Moreover, our New Jersey Supreme Court has also made clear that employers may not limit an employee’s right to sue a third party (meaning, someone other than the employer or co-worker who caused the injury) by requiring an employee to sign a purported waiver of rights against third parties such as outside contractors, suppliers, vendors, clients, etc. See Vitale v Schering-Plough Corp., 231 N.J. 234, 242 (2017).
Both of these prohibitions make inviolate a workers’ right to seek redress for work injuries.

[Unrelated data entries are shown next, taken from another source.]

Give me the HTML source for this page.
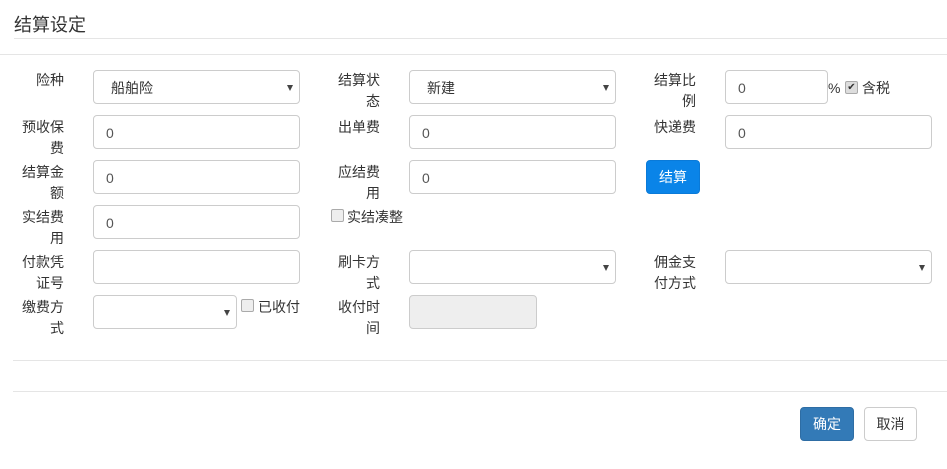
<!DOCTYPE html><html><head><meta charset="utf-8"><style>
body{margin:0;width:947px;height:469px;background:#fff;font-family:"Liberation Sans","Noto Sans CJK SC",sans-serif;font-size:14px;color:#333;position:relative;overflow:hidden}
.a{position:absolute}
.l{position:absolute;width:44px;text-align:right;line-height:21px;word-break:break-all}
.i{position:absolute;height:34px;box-sizing:border-box;border:1px solid #ccc;border-radius:4px;background:#fff;padding:0 12px;line-height:34px;font-size:14px;color:#555}
.s::after{content:"";position:absolute;right:6px;top:14px;border:3px solid transparent;border-top:6px solid #444;border-bottom:0}
.cb{position:absolute;width:11px;height:11px;border:1px solid #aaa;border-radius:2px;background:#eee}
.hr{position:absolute;height:1px;background:#e5e5e5}
.btn{position:absolute;height:34px;border-radius:4px;box-sizing:border-box;text-align:center;line-height:32px}
</style></head><body>
<div class="a" style="left:14px;top:13px;font-size:18px;line-height:24px">结算设定</div>
<div class="hr" style="left:14px;right:0;top:38px"></div>
<div class="hr" style="left:0;right:0;top:54px"></div>

<div class="l" style="left:20px;top:70px">险种</div>
<div class="i s" style="left:93px;top:70px;width:207px;padding-left:17px;color:#333">船舶险</div>
<div class="l" style="left:336px;top:70px">结算状态</div>
<div class="i s" style="left:409px;top:70px;width:207px;padding-left:17px;color:#333">新建</div>
<div class="l" style="left:652px;top:70px">结算比例</div>
<div class="i" style="left:725px;top:70px;width:103px">0</div>
<div class="a" style="left:828px;top:79px;line-height:18px">%</div>
<div class="cb" style="left:845px;top:81px;background:#ddd;font-size:10px;line-height:11px;text-align:center;color:#333">✔</div>
<div class="a" style="left:862px;top:79px;line-height:18px">含税</div>

<div class="l" style="left:20px;top:117px">预收保费</div>
<div class="i" style="left:93px;top:115px;width:207px">0</div>
<div class="l" style="left:336px;top:117px">出单费</div>
<div class="i" style="left:409px;top:115px;width:207px">0</div>
<div class="l" style="left:652px;top:117px">快递费</div>
<div class="i" style="left:725px;top:115px;width:207px">0</div>

<div class="l" style="left:20px;top:162px">结算金额</div>
<div class="i" style="left:93px;top:160px;width:207px">0</div>
<div class="l" style="left:336px;top:162px">应结费用</div>
<div class="i" style="left:409px;top:160px;width:207px">0</div>
<div class="btn" style="left:646px;top:160px;width:54px;background:#0a84e8;color:#fff;border:1px solid #0a7ad8">结算</div>

<div class="l" style="left:20px;top:207px">实结费用</div>
<div class="i" style="left:93px;top:205px;width:207px">0</div>
<div class="cb" style="left:331px;top:209px"></div>
<div class="a" style="left:347px;top:207px;line-height:20px">实结凑整</div>

<div class="l" style="left:20px;top:252px">付款凭证号</div>
<div class="i" style="left:93px;top:250px;width:207px"></div>
<div class="l" style="left:336px;top:252px">刷卡方式</div>
<div class="i s" style="left:409px;top:250px;width:207px"></div>
<div class="l" style="left:652px;top:252px">佣金支付方式</div>
<div class="i s" style="left:725px;top:250px;width:207px"></div>

<div class="l" style="left:20px;top:297px">缴费方式</div>
<div class="i s" style="left:93px;top:295px;width:144px"></div>
<div class="cb" style="left:241px;top:299px"></div>
<div class="a" style="left:258px;top:297px;line-height:20px">已收付</div>
<div class="l" style="left:336px;top:297px">收付时间</div>
<div class="i" style="left:409px;top:295px;width:128px;background:#eee"></div>

<div class="hr" style="left:13px;right:0;top:360px"></div>
<div class="hr" style="left:13px;right:0;top:391px"></div>
<div class="btn" style="left:800px;top:407px;width:54px;background:#337ab7;color:#fff;border:1px solid #2e6da4">确定</div>
<div class="btn" style="left:864px;top:407px;width:53px;background:#fff;color:#333;border:1px solid #ccc">取消</div>
</body></html>
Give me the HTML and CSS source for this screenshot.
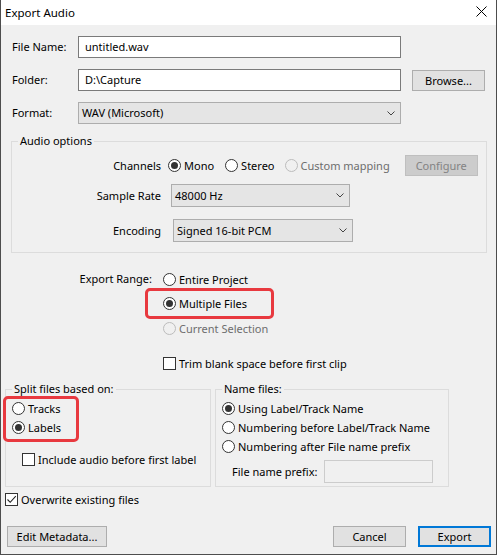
FILE: index.html
```html
<!DOCTYPE html>
<html>
<head>
<meta charset="utf-8">
<link rel="stylesheet" href="styles.css">
</head>
<body>
<div class="window">
  <div class="titlebar">
    <span class="title">Export Audio</span>
    <svg class="close" width="11" height="11" viewBox="0 0 11 11"><path d="M0.5 0.5 L10.5 10.5 M10.5 0.5 L0.5 10.5" stroke="#000" stroke-width="1"/></svg>
  </div>
  <div class="body">
    <div class="filegrid">
      <span class="flabel">File Name:</span>
      <div class="input">untitled.wav</div>
      <span></span>
      <span class="flabel">Folder:</span>
      <div class="input">D:\Capture</div>
      <div class="btn browse">Browse...</div>
      <span class="flabel">Format:</span>
      <div class="select">WAV (Microsoft)<svg class="chev" width="8" height="5" viewBox="0 0 8 5"><path d="M0.5 0.5 L4 4 L7.5 0.5" fill="none" stroke="#444" stroke-width="1"/></svg></div>
      <span></span>
    </div>

    <fieldset class="group audio">
      <legend>Audio options</legend>
      <div class="aogrid">
        <span class="rlabel">Channels</span>
        <div class="chrow">
          <span class="opt"><span class="radio on"></span>Mono</span>
          <span class="opt stereo"><span class="radio"></span>Stereo</span>
          <span class="opt custom disabled"><span class="radio"></span>Custom mapping</span>
          <div class="btn configure">Configure</div>
        </div>
        <span class="rlabel sr-l">Sample Rate</span>
        <div class="select sr">48000 Hz<svg class="chev" width="8" height="5" viewBox="0 0 8 5"><path d="M0.5 0.5 L4 4 L7.5 0.5" fill="none" stroke="#444" stroke-width="1"/></svg></div>
        <span class="rlabel enc-l">Encoding</span>
        <div class="select enc">Signed 16-bit PCM<svg class="chev" width="8" height="5" viewBox="0 0 8 5"><path d="M0.5 0.5 L4 4 L7.5 0.5" fill="none" stroke="#444" stroke-width="1"/></svg></div>
      </div>
    </fieldset>

    <div class="range">
      <span class="rangelabel">Export Range:</span>
      <div class="rangeopts">
        <span class="opt"><span class="radio"></span>Entire Project</span>
        <span class="opt mark"><span class="radio on"></span>Multiple Files<span class="redbox box1"></span></span>
        <span class="opt disabled"><span class="radio"></span>Current Selection</span>
        <span class="opt trim"><span class="check"></span>Trim blank space before first clip</span>
      </div>
    </div>

    <div class="groups">
      <fieldset class="group split">
        <legend>Split files based on:</legend>
        <div class="splitopts">
          <span class="redbox box2"></span>
          <span class="opt"><span class="radio"></span>Tracks</span>
          <span class="opt"><span class="radio on"></span>Labels</span>
        </div>
        <span class="opt include"><span class="check"></span>Include audio before first label</span>
      </fieldset>
      <fieldset class="group names">
        <legend>Name files:</legend>
        <span class="opt"><span class="radio on"></span>Using Label/Track Name</span>
        <span class="opt"><span class="radio"></span>Numbering before Label/Track Name</span>
        <span class="opt"><span class="radio"></span>Numbering after File name prefix</span>
        <div class="prefix">
          <span>File name prefix:</span>
          <div class="input dis"></div>
        </div>
      </fieldset>
    </div>

    <span class="opt overwrite"><span class="check on"><svg width="11" height="11" viewBox="0 0 11 11"><path d="M1.5 5.5 L4.2 8.3 L9.8 2.2" fill="none" stroke="#222" stroke-width="1.1"/></svg></span>Overwrite existing files</span>

    <div class="buttons">
      <div class="btn meta">Edit Metadata...</div>
      <div class="spacer"></div>
      <div class="btn cancel">Cancel</div>
      <div class="btn export">Export</div>
    </div>
  </div>
</div>
</body>
</html>
```

FILE: styles.css
```css
html, body {
  margin: 0;
  padding: 0;
  background: #f0f0f0;
}
.window {
  width: 497px;
  height: 555px;
  box-sizing: border-box;
  border: 1px solid #4d4d4d;
  border-top: none;
  background: #f0f0f0;
  font-family: "Noto Sans", "Open Sans", sans-serif;
  font-size: 11px;
  color: #000;
  overflow: hidden;
}
.titlebar {
  height: 25px;
  background: #fff;
  display: flex;
  align-items: center;
  padding-left: 4px;
  padding-right: 9px;
}
.title {
  font-size: 11.5px;
  flex: 1;
  margin-top: -1px;
}
.close {
  margin-top: -2px;
}
.body {
  display: flex;
  flex-direction: column;
}
.filegrid {
  margin-top: 11px;
  padding-left: 11px;
  display: grid;
  grid-template-columns: 55px 323px 73px;
  grid-auto-rows: 22px;
  column-gap: 11px;
  row-gap: 11px;
  align-items: center;
}
.flabel {
  line-height: 22px;
}
.input {
  height: 22px;
  box-sizing: border-box;
  border: 1px solid #7a7a7a;
  background: #fff;
  padding-left: 6px;
  line-height: 20px;
}
.input.dis {
  border-color: #cccccc;
  background: #f0f0f0;
}
.select {
  height: 22px;
  box-sizing: border-box;
  border: 1px solid #adadad;
  background: #e5e5e5;
  padding-left: 3px;
  line-height: 20px;
  display: flex;
  align-items: center;
  justify-content: space-between;
  padding-right: 5px;
}
.btn {
  height: 21px;
  box-sizing: border-box;
  border: 1px solid #adadad;
  background: #e1e1e1;
  display: flex;
  align-items: center;
  justify-content: center;
}
.browse {
  height: 21px;
  width: 73px;
}
.group {
  margin: 0;
  padding: 0;
  border: 1px solid #dcdcdc;
  min-width: 0;
}
.group legend {
  padding: 0 2px;
  margin-left: 6px;
  line-height: 16px;
}
.audio {
  margin: 9px 9px 0 10px;
  padding: 6px 0 10px 0;
}
.aogrid {
  display: grid;
  grid-template-columns: 149px auto;
  column-gap: 7px;
  align-items: center;
}
.rlabel {
  text-align: right;
}
.sr-l {
  margin-top: 8px;
}
.enc-l {
  margin-top: 12px;
}
.chrow {
  display: flex;
  align-items: center;
  height: 21px;
}
.opt {
  display: flex;
  align-items: center;
  gap: 3px;
  white-space: nowrap;
}
.radio {
  width: 13px;
  height: 13px;
  box-sizing: border-box;
  border: 1px solid #333;
  border-radius: 50%;
  background: #fff;
  display: inline-flex;
  align-items: center;
  justify-content: center;
  flex: none;
}
.radio.on::after {
  content: "";
  width: 7px;
  height: 7px;
  border-radius: 50%;
  background: #333;
}
.disabled {
  color: #6d6d6d;
}
.disabled .radio {
  border-color: #bcbcbc;
  background: #f0f0f0;
}
.stereo {
  margin-left: 11px;
}
.custom {
  margin-left: 10px;
}
.configure {
  margin-left: 15px;
  width: 73px;
  background: #cccccc;
  border-color: #bfbfbf;
  color: #838383;
}
.sr {
  margin-top: 8px;
  margin-left: 3px;
  width: 179px;
  height: 23px;
}
.enc {
  margin-top: 12px;
  margin-left: 5px;
  width: 180px;
  height: 23px;
}
.range {
  display: flex;
  margin-top: 16px;
}
.rangelabel {
  width: 151px;
  text-align: right;
  line-height: 20px;
  flex: none;
}
.rangeopts {
  margin-left: 11px;
  display: flex;
  flex-direction: column;
}
.rangeopts .opt {
  height: 20px;
}
.rangeopts .opt + .opt {
  margin-top: 4.5px;
}
.rangeopts .trim {
  margin-top: 15px !important;
}
.mark {
  position: relative;
}
.redbox {
  position: absolute;
  border: 3px solid #e8393f;
  border-radius: 5px;
  box-sizing: border-box;
  pointer-events: none;
}
.box1 {
  left: -18px;
  top: -6px;
  width: 129px;
  height: 31px;
}
.check {
  width: 13px;
  height: 13px;
  box-sizing: border-box;
  border: 1px solid #333;
  background: #fff;
  flex: none;
  display: inline-flex;
  align-items: center;
  justify-content: center;
}
.groups {
  display: flex;
  margin-top: 8px;
  padding-left: 4px;
  gap: 4px;
}
.split {
  width: 206px;
  height: 106px;
  box-sizing: border-box;
  padding: 2px 0 0 6px;
}
.names {
  width: 234px;
  height: 106px;
  box-sizing: border-box;
  padding: 2px 0 0 6px;
  display: flex;
  flex-direction: column;
}
.split legend, .names legend {
  margin-left: 0;
}
.splitopts {
  position: relative;
  display: flex;
  flex-direction: column;
}
.split .opt, .names .opt {
  height: 19px;
}
.box2 {
  left: -9px;
  top: -3px;
  width: 76px;
  height: 46px;
}
.include {
  margin-left: 10px;
  margin-top: 13px;
}
.prefix {
  display: flex;
  align-items: center;
  margin-left: 10px;
  margin-top: 4px;
}
.prefix .input {
  margin-left: 7px;
  width: 109px;
  height: 23px;
}
.overwrite {
  margin-left: 4px;
  margin-top: 5px;
  height: 15px;
}
.buttons {
  display: flex;
  margin-top: 19px;
  padding-left: 6px;
  padding-right: 5px;
}
.spacer {
  flex: 1;
}
.meta {
  width: 100px;
}
.cancel {
  width: 73px;
}
.export {
  width: 73px;
  margin-left: 12px;
  border: 2px solid #0078d7;
}
```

Worker Health and Welfare Funds are Not Typically Responsible for Work Injuries
In New Jersey, the Workers’ Compensation Act makes the employer and its workers’ compensation insurance carrier primarily liable for work injury benefits, including medical treatment costs, temporary disability payments, and a permanency award. Besides, many Union Health and Welfare Funds plan documents expressly exclude payment for work injuries, or create a lien if the worker erroneously uses his Union benefits to pay for treatment. This is due in part to risk allocation decisions, and cost-shifting mechanisms by the New Jersey legislature and recognized and adhered to by the Funds. Workers that circumvent the workers’ compensation system and instead put their work injury medical bills through their Union funds may unknowingly be contributing to excess financial stress on their Health and Welfare Funds as those bills were in the first instance supposed to be borne by the employer’s workers’ compensation insurance carrier as the primary insurance on the risk. Thus, failing to claim through the employer’s workers’ compensation carrier may financially benefit the private insurance company while working a financial disadvantage on the injured workers’ Union Health and Welfare Funds.